• **WHAT TO PRODUCE**
Leave out the pictures and restate the rest of the data exactly.

• **STORED DATA**
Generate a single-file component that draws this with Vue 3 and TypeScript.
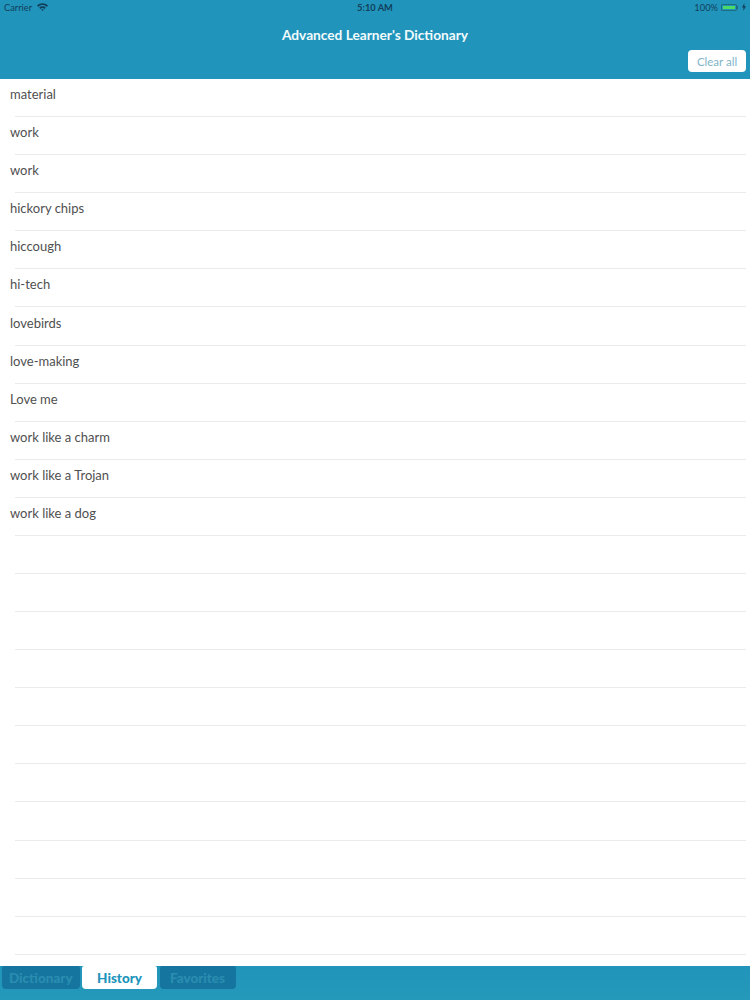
<script setup lang="ts">
const words: string[] = [
  "material",
  "work",
  "work",
  "hickory chips",
  "hiccough",
  "hi-tech",
  "lovebirds",
  "love-making",
  "Love me",
  "work like a charm",
  "work like a Trojan",
  "work like a dog",
];
const rows: string[] = [...words, ...Array<string>(11).fill("")];
const tabs = [
  { name: "Dictionary", active: false },
  { name: "History", active: true },
  { name: "Favorites", active: false },
];
</script>

<template>
  <div class="screen">
    <header class="header">
      <div class="status">
        <div class="status-left">
          <span>Carrier</span>
          <svg class="wifi" width="11" height="8" viewBox="0 0 11 8">
            <path d="M0 2.6C3 -.6 8 -.6 11 2.6L9.7 3.9C7.3 1.5 3.7 1.5 1.3 3.9Z" />
            <path d="M2.2 4.7C4 2.9 7 2.9 8.8 4.7L7.6 5.9C6.4 4.8 4.6 4.8 3.4 5.9Z" />
            <path d="M4.2 6.6C5 6 6 6 6.8 6.6L5.5 8Z" />
          </svg>
        </div>
        <span class="time">5:10 AM</span>
        <div class="status-right">
          <span>100%</span>
          <span class="battery"><span class="battery-fill"></span></span>
          <span class="battery-tip"></span>
          <svg class="bolt" width="4" height="8" viewBox="0 0 4 8">
            <path d="M2.4 0L0 4.5H1.6L1.2 8L4 3.2H2.3Z" />
          </svg>
        </div>
      </div>
      <h1 class="title">Advanced Learner's Dictionary</h1>
      <div class="actions">
        <button class="clear">Clear all</button>
      </div>
    </header>

    <main class="list">
      <div v-for="(word, i) in rows" :key="i" class="row">
        <span class="word">{{ word }}</span>
      </div>
    </main>

    <footer class="tabbar">
      <div
        v-for="tab in tabs"
        :key="tab.name"
        class="tab"
        :class="{ active: tab.active }"
      >
        {{ tab.name }}
      </div>
    </footer>
  </div>
</template>

<style>
html,
body {
  margin: 0;
  background: #fff;
}
</style>

<style scoped>
.screen {
  width: 750px;
  height: 1000px;
  display: flex;
  flex-direction: column;
  font-family: Lato, "Noto Sans", sans-serif;
  overflow: hidden;
  background: #fff;
}
.header {
  height: 79px;
  flex: none;
  box-sizing: border-box;
  background: #2194bb;
  display: flex;
  flex-direction: column;
}
.status {
  height: 14px;
  padding: 0 4px;
  display: grid;
  grid-template-columns: 1fr auto 1fr;
  align-items: center;
  font-size: 9.3px;
  color: #123f5c;
}
.status-left {
  display: flex;
  align-items: center;
  gap: 5px;
}
.wifi {
  fill: #123f5c;
}
.time {
  font-weight: 700;
}
.status-right {
  display: flex;
  align-items: center;
  justify-content: flex-end;
}
.battery {
  width: 16px;
  height: 7px;
  margin-left: 3px;
  padding: 1px;
  box-sizing: border-box;
  border: 1px solid #1c6d80;
  border-radius: 1px;
  display: flex;
}
.battery-fill {
  flex: 1;
  background: #4cd964;
}
.battery-tip {
  width: 1px;
  height: 3px;
  background: #1c6d80;
}
.bolt {
  margin-left: 4px;
  fill: #123f5c;
}
.title {
  margin: 13px 0 0;
  font-size: 13.7px;
  line-height: 16px;
  font-weight: 700;
  text-align: center;
  color: #f1fbfd;
}
.actions {
  margin-top: 7px;
  padding-right: 4px;
  display: flex;
  justify-content: flex-end;
}
.clear {
  width: 58px;
  height: 22px;
  padding: 0;
  border: 0;
  border-radius: 4px;
  background: #fff;
  color: #7fb4c8;
  font-family: inherit;
  font-size: 11.5px;
}
.list {
  flex: 1;
  min-height: 0;
}
.row {
  height: 38.08px;
  box-sizing: border-box;
  padding: 0 0 8px 10px;
  display: flex;
  align-items: center;
  position: relative;
  font-size: 13px;
  color: #505050;
}
.row::after {
  content: "";
  position: absolute;
  left: 15px;
  right: 4px;
  bottom: 0;
  height: 1px;
  background: #ebebeb;
}
.tabbar {
  height: 34px;
  flex: none;
  box-sizing: border-box;
  padding: 0 0 0 2px;
  display: grid;
  grid-template-columns: 77.5px 75px 76px;
  gap: 2.5px;
  align-items: start;
  background: linear-gradient(#2194bb, #2599b9);
}
.tab {
  height: 23px;
  display: flex;
  align-items: center;
  justify-content: center;
  border-radius: 2px 2px 4px 4px;
  background: #16759f;
  color: #2a8db0;
  font-size: 13.5px;
  font-weight: 900;
}
.tab.active {
  background: #fff;
  color: #2194bb;
}
</style>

• **THE COMPLETED TASK**
Generate a single-file component that draws this with Vue 3 and TypeScript.
<script setup lang="ts">
const words: string[] = [
  "material",
  "work",
  "work",
  "hickory chips",
  "hiccough",
  "hi-tech",
  "lovebirds",
  "love-making",
  "Love me",
  "work like a charm",
  "work like a Trojan",
  "work like a dog",
];
const rows: string[] = [...words, ...Array<string>(11).fill("")];
const tabs = [
  { name: "Dictionary", active: false },
  { name: "History", active: true },
  { name: "Favorites", active: false },
];
</script>

<template>
  <div class="screen">
    <header class="header">
      <div class="status">
        <div class="status-left">
          <span>Carrier</span>
          <svg class="wifi" width="11" height="8" viewBox="0 0 11 8">
            <path d="M0 2.6C3 -.6 8 -.6 11 2.6L9.7 3.9C7.3 1.5 3.7 1.5 1.3 3.9Z" />
            <path d="M2.2 4.7C4 2.9 7 2.9 8.8 4.7L7.6 5.9C6.4 4.8 4.6 4.8 3.4 5.9Z" />
            <path d="M4.2 6.6C5 6 6 6 6.8 6.6L5.5 8Z" />
          </svg>
        </div>
        <span class="time">5:10 AM</span>
        <div class="status-right">
          <span>100%</span>
          <span class="battery"><span class="battery-fill"></span></span>
          <span class="battery-tip"></span>
          <svg class="bolt" width="4" height="8" viewBox="0 0 4 8">
            <path d="M2.4 0L0 4.5H1.6L1.2 8L4 3.2H2.3Z" />
          </svg>
        </div>
      </div>
      <h1 class="title">Advanced Learner's Dictionary</h1>
      <div class="actions">
        <button class="clear">Clear all</button>
      </div>
    </header>

    <main class="list">
      <div v-for="(word, i) in rows" :key="i" class="row">
        <span class="word">{{ word }}</span>
      </div>
    </main>

    <footer class="tabbar">
      <div
        v-for="tab in tabs"
        :key="tab.name"
        class="tab"
        :class="{ active: tab.active }"
      >
        {{ tab.name }}
      </div>
    </footer>
  </div>
</template>

<style>
html,
body {
  margin: 0;
  background: #fff;
}
</style>

<style scoped>
.screen {
  width: 750px;
  height: 1000px;
  display: flex;
  flex-direction: column;
  font-family: Lato, "Noto Sans", sans-serif;
  overflow: hidden;
  background: #fff;
}
.header {
  height: 79px;
  flex: none;
  box-sizing: border-box;
  background: #2194bb;
  display: flex;
  flex-direction: column;
}
.status {
  height: 14px;
  padding: 0 4px;
  display: grid;
  grid-template-columns: 1fr auto 1fr;
  align-items: center;
  font-size: 9.3px;
  color: #123f5c;
}
.status-left {
  display: flex;
  align-items: center;
  gap: 5px;
}
.wifi {
  fill: #123f5c;
}
.time {
  font-weight: 700;
}
.status-right {
  display: flex;
  align-items: center;
  justify-content: flex-end;
}
.battery {
  width: 16px;
  height: 7px;
  margin-left: 3px;
  padding: 1px;
  box-sizing: border-box;
  border: 1px solid #1c6d80;
  border-radius: 1px;
  display: flex;
}
.battery-fill {
  flex: 1;
  background: #4cd964;
}
.battery-tip {
  width: 1px;
  height: 3px;
  background: #1c6d80;
}
.bolt {
  margin-left: 4px;
  fill: #123f5c;
}
.title {
  margin: 13px 0 0;
  font-size: 13.7px;
  line-height: 16px;
  font-weight: 700;
  text-align: center;
  color: #f1fbfd;
}
.actions {
  margin-top: 7px;
  padding-right: 4px;
  display: flex;
  justify-content: flex-end;
}
.clear {
  width: 58px;
  height: 22px;
  padding: 0;
  border: 0;
  border-radius: 4px;
  background: #fff;
  color: #7fb4c8;
  font-family: inherit;
  font-size: 11.5px;
}
.list {
  flex: 1;
  min-height: 0;
}
.row {
  height: 38.08px;
  box-sizing: border-box;
  padding: 0 0 8px 10px;
  display: flex;
  align-items: center;
  position: relative;
  font-size: 13px;
  color: #505050;
}
.row::after {
  content: "";
  position: absolute;
  left: 15px;
  right: 4px;
  bottom: 0;
  height: 1px;
  background: #ebebeb;
}
.tabbar {
  height: 34px;
  flex: none;
  box-sizing: border-box;
  padding: 0 0 0 2px;
  display: grid;
  grid-template-columns: 77.5px 75px 76px;
  gap: 2.5px;
  align-items: start;
  background: linear-gradient(#2194bb, #2599b9);
}
.tab {
  height: 23px;
  display: flex;
  align-items: center;
  justify-content: center;
  border-radius: 2px 2px 4px 4px;
  background: #16759f;
  color: #2a8db0;
  font-size: 13.5px;
  font-weight: 900;
}
.tab.active {
  background: #fff;
  color: #2194bb;
}
</style>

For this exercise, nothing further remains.